We wrote recently about the tiny saw-whet owl and how nighttime banding has revealed that larger numbers than anyone previously knew migrate through many places where this species is rarely seen or heard. But there is another owl that nests in Maine that is even more mysterious and little known: the long-eared owl. Roughly two or three times the size of the diminutive saw-whet owl, the long-eared owl is still quite small—nowhere near the size of our biggest owl, the great-horned. Like the great-horned owl, though, the long-eared owl also has feather tufts that resemble horns in silhouette. Owl ears are really just holes in the skull with no external appendages, unlike the awkward looking things that stick out from the side of our human heads or the triangular ears of dogs and cats. In fact, the so-called “ear tufts” on owls are not even close to the ears and have nothing to do with hearing!

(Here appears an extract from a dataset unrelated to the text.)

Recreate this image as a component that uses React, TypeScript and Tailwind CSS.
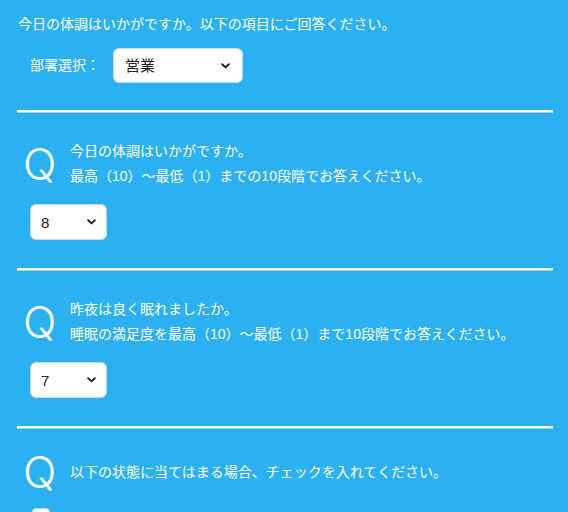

For identification purposes, the presence or absence of the “horns” or “ear tufts” on an owl is very helpful in telling species apart. The common barred owl has a smooth, round head with no “horns.” The same is true of the saw-whet owl and the short-eared owl (the latter has tiny feather tufts but they are  noticeable most of the time). Here in Maine, only the great-horned owl and long-eared owl have “ear tufts” but on long-eared owls they are even longer and more pronounced than on great-horned owls.

Despite the fact that long-eared owls apparently nest in Maine, most Maine birders will have seen more snowy owls (which nest in the Arctic and only sporadically visit Maine) than long-eareds. We have heard long-eared owls a few times in Maine, but the only ones that we have ever actually laid eyes on were in other states, including, surprisingly, one in the middle of Central Park! It is interesting to note that on eBird there are less than 30 records of long-eared owl. Many birders have never seen the species or at best have seen it only once or twice over decades of birding in the state. Most New England states and several other eastern U.S. states list long-eared owls as endangered, threatened, or special concern as it is thought that the species has suffered a long-term decline over the last 50-100 years.

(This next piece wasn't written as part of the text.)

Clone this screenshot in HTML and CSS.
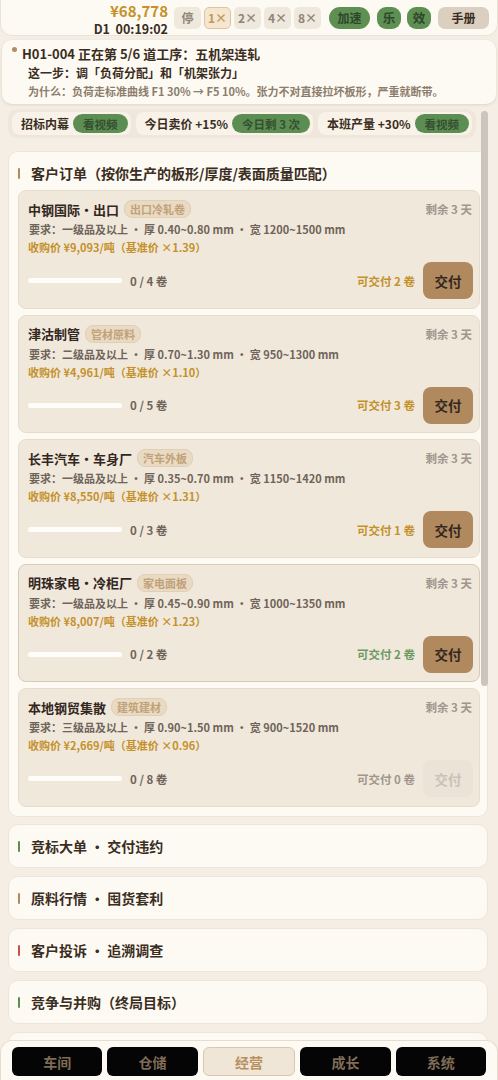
FILE: index.html
```html
<!DOCTYPE html>
<html lang="zh-CN">
<head>
  <meta charset="UTF-8">
  <meta name="viewport" content="width=device-width, initial-scale=1.0">
  <title>经营</title>
  <link rel="stylesheet" href="styles.css">
</head>
<body>
  <div class="app">
    <header class="topbar">
      <div class="clock">
        <div class="money">¥68,778</div>
        <div class="time">D1&nbsp; 00:19:02</div>
      </div>
      <div class="controls">
        <button class="ctl">停</button>
        <button class="ctl on">1×</button>
        <button class="ctl">2×</button>
        <button class="ctl">4×</button>
        <button class="ctl">8×</button>
        <button class="ctl green wide">加速</button>
        <button class="ctl green round">乐</button>
        <button class="ctl green round">效</button>
        <button class="ctl manual">手册</button>
      </div>
    </header>

    <section class="task">
      <div class="task-head"><span class="dot"></span>H01-004 正在第 5/6 道工序：五机架连轧</div>
      <div class="task-step">这一步：调「负荷分配」和「机架张力」</div>
      <div class="task-why">为什么：负荷走标准曲线 F1 30% → F5 10%。张力不对直接拉坏板形，严重就断带。</div>
    </section>

    <main class="scroller">
      <div class="buffs">
        <div class="buff">招标内幕<button class="pill">看视频</button></div>
        <div class="buff">今日卖价 +15%<button class="pill">今日剩 3 次</button></div>
        <div class="buff">本班产量 +30%<button class="pill">看视频</button></div>
      </div>

      <section class="panel orders">
        <h2 class="panel-title brown">客户订单（按你生产的板形/厚度/表面质量匹配）</h2>

        <div class="order">
          <div class="order-top">
            <span class="client">中钢国际・出口</span>
            <span class="tag">出口冷轧卷</span>
            <span class="left">剩余 3 天</span>
          </div>
          <div class="req">要求：一级品及以上 · 厚 0.40~0.80 mm · 宽 1200~1500 mm</div>
          <div class="price">收购价 ¥9,093/吨（基准价 ×1.39）</div>
          <div class="order-bottom">
            <div class="bar"></div>
            <span class="count">0 / 4 卷</span>
            <span class="can gold">可交付 2 卷</span>
            <button class="deliver">交付</button>
          </div>
        </div>

        <div class="order">
          <div class="order-top">
            <span class="client">津沽制管</span>
            <span class="tag">管材原料</span>
            <span class="left">剩余 3 天</span>
          </div>
          <div class="req">要求：二级品及以上 · 厚 0.70~1.30 mm · 宽 950~1300 mm</div>
          <div class="price">收购价 ¥4,961/吨（基准价 ×1.10）</div>
          <div class="order-bottom">
            <div class="bar"></div>
            <span class="count">0 / 5 卷</span>
            <span class="can gold">可交付 3 卷</span>
            <button class="deliver">交付</button>
          </div>
        </div>

        <div class="order">
          <div class="order-top">
            <span class="client">长丰汽车・车身厂</span>
            <span class="tag">汽车外板</span>
            <span class="left">剩余 3 天</span>
          </div>
          <div class="req">要求：一级品及以上 · 厚 0.35~0.70 mm · 宽 1150~1420 mm</div>
          <div class="price">收购价 ¥8,550/吨（基准价 ×1.31）</div>
          <div class="order-bottom">
            <div class="bar"></div>
            <span class="count">0 / 3 卷</span>
            <span class="can gold">可交付 1 卷</span>
            <button class="deliver">交付</button>
          </div>
        </div>

        <div class="order hot">
          <div class="order-top">
            <span class="client">明珠家电・冷柜厂</span>
            <span class="tag">家电面板</span>
            <span class="left">剩余 3 天</span>
          </div>
          <div class="req">要求：一级品及以上 · 厚 0.45~0.90 mm · 宽 1000~1350 mm</div>
          <div class="price">收购价 ¥8,007/吨（基准价 ×1.23）</div>
          <div class="order-bottom">
            <div class="bar"></div>
            <span class="count">0 / 2 卷</span>
            <span class="can green">可交付 2 卷</span>
            <button class="deliver">交付</button>
          </div>
        </div>

        <div class="order">
          <div class="order-top">
            <span class="client">本地钢贸集散</span>
            <span class="tag">建筑建材</span>
            <span class="left">剩余 3 天</span>
          </div>
          <div class="req">要求：三级品及以上 · 厚 0.90~1.50 mm · 宽 900~1520 mm</div>
          <div class="price">收购价 ¥2,669/吨（基准价 ×0.96）</div>
          <div class="order-bottom">
            <div class="bar"></div>
            <span class="count">0 / 8 卷</span>
            <span class="can grey">可交付 0 卷</span>
            <button class="deliver off">交付</button>
          </div>
        </div>
      </section>

      <section class="panel fold"><h2 class="panel-title green">竞标大单 · 交付违约</h2></section>
      <section class="panel fold"><h2 class="panel-title brown">原料行情 · 囤货套利</h2></section>
      <section class="panel fold"><h2 class="panel-title red">客户投诉 · 追溯调查</h2></section>
      <section class="panel fold"><h2 class="panel-title green">竞争与并购（终局目标）</h2></section>
      <section class="panel fold tail"></section>

      <div class="thumb"></div>
    </main>

    <nav class="tabs">
      <button class="tab">车间</button>
      <button class="tab">仓储</button>
      <button class="tab active">经营</button>
      <button class="tab">成长</button>
      <button class="tab">系统</button>
    </nav>
  </div>
</body>
</html>
```

FILE: styles.css
```css
* {
  box-sizing: border-box;
}
body {
  margin: 0;
  background: #f4eee5;
  font-family: "Noto Sans CJK SC", "Noto Sans", sans-serif;
  color: #3a2d22;
}
button {
  font-family: inherit;
  border: none;
  cursor: pointer;
  padding: 0;
}
.app {
  display: flex;
  flex-direction: column;
  height: 100vh;
  overflow: hidden;
}

/* top bar */
.topbar {
  height: 36px;
  flex-shrink: 0;
  display: flex;
  align-items: center;
  justify-content: flex-end;
  gap: 6px;
  padding: 0 8px;
  background: #fdfaf3;
  border: 1px solid #ebe3d7;
  border-top: none;
  border-radius: 0 0 12px 12px;
}
.clock {
  align-self: flex-start;
  padding-top: 1px;
  text-align: right;
  font-weight: 700;
  white-space: nowrap;
}
.money {
  color: #c4912b;
  font-size: 15px;
  line-height: 19px;
}
.time {
  font-size: 12.5px;
  line-height: 18px;
  color: #3a2d22;
}
.controls {
  display: flex;
  align-items: center;
  gap: 3px;
}
.ctl {
  height: 22px;
  width: 27px;
  border-radius: 5px;
  background: #efe8dd;
  color: #8f8478;
  font-size: 12px;
  font-weight: 700;
  white-space: nowrap;
}
.ctl.on {
  background: #f4e6cf;
  border: 1px solid #dcc6a0;
  color: #c09a5c;
}
.ctl.green {
  background: #5e8f53;
  color: #2f4629;
  margin-left: 3px;
}
.ctl.wide {
  width: 41px;
  border-radius: 11px;
  margin-left: 5px;
  margin-right: 1px;
}
.ctl.round {
  width: 24px;
  border-radius: 9px;
  font-size: 12.5px;
}
.ctl.manual {
  width: 51px;
  margin-left: 4px;
  background: #dbcfbf;
  color: #3a2c22;
  border-radius: 7px;
}

/* current task */
.task {
  flex-shrink: 0;
  margin: 4px 2px 0;
  padding: 5px 12px 6px 12px;
  height: 64px;
  background: #fdfaf3;
  border-radius: 10px;
  box-shadow: 0 1px 3px rgba(120, 100, 70, 0.18);
  font-weight: 700;
}
.task-head {
  display: flex;
  align-items: center;
  font-size: 13px;
  line-height: 17px;
}
.dot {
  width: 5px;
  height: 5px;
  border-radius: 50%;
  background: #b28c62;
  margin: -8px 5px 0 -2px;
}
.task-step {
  font-size: 12px;
  line-height: 20px;
  margin-top: 1px;
  padding-left: 14px;
}
.task-why {
  font-size: 11px;
  line-height: 16px;
  color: #8c7d6d;
  padding-left: 14px;
  white-space: nowrap;
}

/* scrolling body */
.scroller {
  flex: 1;
  position: relative;
  overflow: hidden;
  padding: 5px 10px 0 8px;
}
.thumb {
  position: absolute;
  top: 7px;
  right: 10px;
  width: 7px;
  height: 575px;
  border-radius: 4px;
  background: #cbc5bd;
}
.buffs {
  display: flex;
  width: max-content;
  gap: 5px;
  padding: 3px 4px;
  background: #efe7db;
  border-radius: 9px;
  margin-bottom: 13px;
}
.buff {
  display: flex;
  align-items: center;
  flex-shrink: 0;
  gap: 4px;
  height: 23px;
  padding: 0 3px 0 9px;
  background: #f8f2e8;
  border-radius: 8px;
  font-size: 12px;
  font-weight: 700;
  color: #3a2d22;
  white-space: nowrap;
}
.pill {
  height: 19px;
  padding: 0 10px;
  border-radius: 10px;
  background: #5c8d52;
  color: #34502f;
  font-size: 11.5px;
  font-weight: 700;
  white-space: nowrap;
}

.panel {
  background: #fdfaf3;
  border-radius: 10px;
  border: 1px solid #ede5d9;
  margin-bottom: 8px;
}
.panel-title {
  margin: 0;
  font-size: 14px;
  line-height: 20px;
  font-weight: 700;
  padding-left: 13px;
  position: relative;
  color: #3a2d22;
  white-space: nowrap;
}
.panel-title::before {
  content: "";
  position: absolute;
  left: 0;
  top: 5px;
  width: 2px;
  height: 11px;
  border-radius: 1px;
  background: #b08a60;
}
.panel-title.green::before {
  background: #5d8f52;
}
.panel-title.red::before {
  background: #c9504a;
}
.orders {
  padding: 11px 7px 9px 9px;
  margin-bottom: 7px;
}
.orders .panel-title {
  margin-bottom: 7px;
}
.fold {
  height: 44px;
  padding: 11px 9px;
}
.tail {
  height: 60px;
}

/* order cards */
.order {
  background: #f1e8dc;
  border: 1px solid #e6dccd;
  border-radius: 8px;
  padding: 8px 6px 8.5px 9px;
  margin-bottom: 6px;
}
.order:last-child {
  margin-bottom: 0;
}
.order.hot {
  border-color: #d6cbbb;
}
.order-top {
  display: flex;
  align-items: center;
  height: 20px;
}
.client {
  font-size: 13px;
  font-weight: 700;
  color: #33271e;
}
.tag {
  margin-left: 5px;
  padding: 0 5px;
  height: 18px;
  line-height: 16px;
  border-radius: 8px;
  background: #e9dac4;
  border: 1px solid #e1cfb5;
  color: #c1a178;
  font-size: 11px;
  font-weight: 700;
}
.left {
  margin-left: auto;
  font-size: 11.5px;
  font-weight: 700;
  color: #a0968c;
  padding-right: 1px;
}
.req {
  margin-top: 1px;
  font-size: 11px;
  line-height: 18px;
  font-weight: 700;
  color: #6f645a;
  padding-left: 1px;
  white-space: nowrap;
}
.price {
  font-size: 11px;
  line-height: 19px;
  font-weight: 700;
  color: #c4912b;
}
.order-bottom {
  display: flex;
  align-items: center;
  margin-top: 5px;
}
.bar {
  width: 94px;
  height: 5px;
  border-radius: 3px;
  background: #fffdf9;
}
.count {
  margin-left: 8px;
  font-size: 11.5px;
  font-weight: 700;
  color: #6f645a;
}
.can {
  margin-left: auto;
  margin-right: 8px;
  font-size: 11.5px;
  font-weight: 700;
}
.can.gold {
  color: #c4912b;
}
.can.green {
  color: #6b9b63;
}
.can.grey {
  color: #a0968c;
}
.deliver {
  width: 50px;
  height: 37px;
  border-radius: 8px;
  background: #b08a5e;
  color: #33271e;
  font-size: 13.5px;
  font-weight: 700;
}
.deliver.off {
  background: #ebe3d7;
  color: #cbc1b4;
}

/* bottom tabs */
.tabs {
  flex-shrink: 0;
  height: 40px;
  display: flex;
  gap: 5px;
  padding: 6px 11px 4px;
  background: #fdfaf3;
  border: 1px solid #e6ddd0;
  border-bottom: none;
  border-radius: 12px 12px 0 0;
}
.tab {
  flex: 1;
  height: 29px;
  border-radius: 6px;
  background: #050505;
  color: #7f6c57;
  font-size: 14px;
  font-weight: 700;
}
.tab.active {
  background: #efe6d8;
  border: 1px solid #d9c8ae;
  color: #b8905e;
}
```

Three birders from Vermont wrote in eBird about their efforts to learn more about long-eared owls in that state. They initially did 60-80 owling visits to places that they thought might harbor long-eared owls but never found a single bird. The next year, one of the birders had learned more about what the birds seemed to prefer as nesting habitat in other states—groves of red cedar near open fields—and they focused on searching these. Sure enough, they immediately began finding long-eared owls, including a number of nests!

In most places, birders are most likely to see long-eared owls when they are in winter roosts, often in groves of pine, spruce, or other coniferous trees near open areas. Sometimes multiple individual long-eareds will roost together; sometimes long-eared and short-eareds roost together. The birds in these winter roosts are apparently migrants from farther north but like so much about these birds, little is known about the distance of their migratory movements. Banding has shown occasional very long distance movements of the European form of long-eared owls, and migrants have been documented on Maine islands over the years. Migrants have even occurred on the Dry Tortugas between Florida and Cuba, and there is an old specimen record of one that made it to Cuba in 1932!

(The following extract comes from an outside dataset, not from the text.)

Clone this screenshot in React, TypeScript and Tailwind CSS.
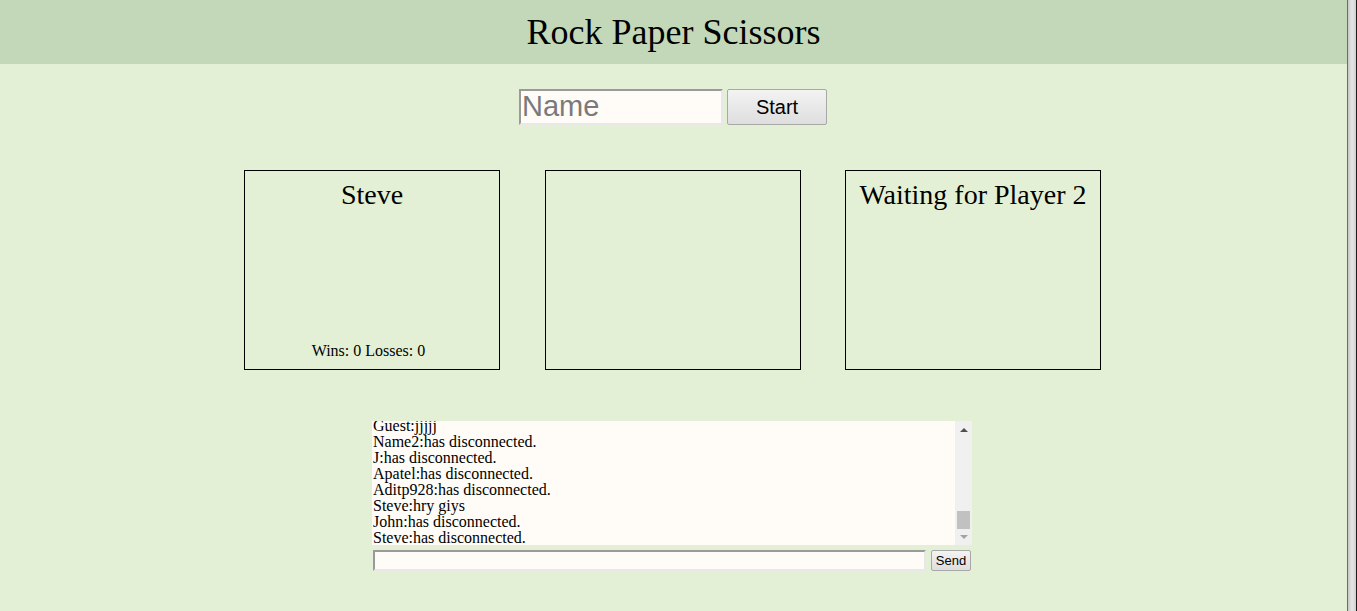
import React from "react";

const messages = [
  "Guest:jjjjj",
  "Name2:has disconnected.",
  "J:has disconnected.",
  "Apatel:has disconnected.",
  "Aditp928:has disconnected.",
  "Steve:hry giys",
  "John:has disconnected.",
  "Steve:has disconnected.",
];

const PlayerBox = ({ title, footer }: { title?: string; footer?: string }) => (
  <div className="flex h-[200px] w-[256px] flex-col items-center justify-between border border-black pt-[8px] pb-[9px]">
    <div className="text-[28px] leading-[32px]">{title}</div>
    {footer && <div className="pr-[7px] text-[16px] leading-[18px]">{footer}</div>}
  </div>
);

export default function App() {
  return (
    <div className="flex h-[611px] w-[1357px] overflow-hidden bg-[#e4f0d5] font-['Liberation_Serif',serif] text-black">
      <div className="flex w-[1347px] flex-col">
        <header className="flex h-[64px] items-center justify-center bg-[#c2d8b8] pb-[1px]">
          <h1 className="text-[36px] leading-none">Rock Paper Scissors</h1>
        </header>

        <div className="mt-[25px] flex justify-center gap-[4px] pr-[1px]">
          <input
            placeholder="Name"
            className="h-[36px] w-[204px] border-2 border-t-[#9a9a9a] border-l-[#9a9a9a] border-r-[#e8e8e8] border-b-[#e8e8e8] bg-[#fffcf8] px-[1px] font-['Liberation_Sans',sans-serif] text-[29px] placeholder:text-[#7a7a7a] outline-none"
          />
          <button className="h-[36px] w-[100px] rounded-[2px] border border-[#a8a8a8] bg-gradient-to-b from-[#f3f3f3] to-[#dedede] font-['Liberation_Sans',sans-serif] text-[20px]">
            Start
          </button>
        </div>

        <div className="mt-[45px] flex justify-center gap-[44.5px] pr-[2px]">
          <PlayerBox title="Steve" footer="Wins: 0 Losses: 0" />
          <PlayerBox />
          <PlayerBox title="Waiting for Player 2" />
        </div>

        <div className="mt-[51px] flex justify-center pr-[3px]">
          <div className="flex w-[600px] flex-col">
            <div className="flex h-[124px] bg-[#fffcf8]">
              <div className="flex-1 overflow-hidden pl-[1px] text-[16px] leading-[16px]">
                <div className="-mt-[3px]">
                  {messages.map((m, i) => (
                    <div key={i}>{m}</div>
                  ))}
                </div>
              </div>
              <div className="flex w-[17px] flex-col items-center bg-[#f0f0f0]">
                <div className="flex h-[17px] items-center justify-center">
                  <div className="h-0 w-0 border-x-[4px] border-b-[4px] border-x-transparent border-b-[#505050]" />
                </div>
                <div className="flex-1" />
                <div className="h-[18px] w-[13px] bg-[#c1c1c1]" />
                <div className="flex h-[16px] items-center justify-center">
                  <div className="h-0 w-0 border-x-[4px] border-t-[4px] border-x-transparent border-t-[#a3a3a3]" />
                </div>
              </div>
            </div>
            <div className="mt-[5px] flex gap-[5px] pl-[1px]">
              <input className="h-[21px] w-[553px] border-2 border-t-[#9a9a9a] border-l-[#9a9a9a] border-r-[#e8e8e8] border-b-[#e8e8e8] bg-[#fffcf8] outline-none" />
              <button className="h-[21px] w-[40px] rounded-[2px] border border-[#a8a8a8] bg-gradient-to-b from-[#f3f3f3] to-[#dedede] font-['Liberation_Sans',sans-serif] text-[13px] leading-none">
                Send
              </button>
            </div>
          </div>
        </div>
      </div>
      <div className="flex w-[10px]">
        <div className="w-[1px] bg-[#6b6b6b]" />
        <div className="flex-1 bg-gradient-to-r from-[#c8c8c8] via-[#e6e6e6] to-[#d0d0d0]" />
        <div className="w-[1px] bg-[#1c1c1c]" />
      </div>
    </div>
  );
}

Within the last few years, one was spotted in winter at the former Brunswick Naval Air Station when it flew up from near a short-eared owl. Another was seen roosting in trees at Biddeford Pool, and there are other scattered sightings from around the state over the last 30-40 years. But not many!

Hopefully we will sometime soon have the pleasure of finding one to see ourselves here in our home state!

Jeffrey V. Wells, Ph.D., is a Fellow of the Cornell Lab of Ornithology. Dr. Wells is one of the nation's leading bird experts and conservation biologists and author of the “Birder’s Conservation Handbook.” His grandfather, the late John Chase, was a columnist for the Boothbay Register for many years. Allison Childs Wells, formerly of the Cornell Lab of Ornithology, is a senior director at the Natural Resources Council of Maine, a nonprofit membership organization working statewide to protect the nature of Maine. Both are widely published natural history writers and are the authors of the book, “Maine’s Favorite Birds” and the just-released “Birds of Aruba, Bonaire, and Curaçao.”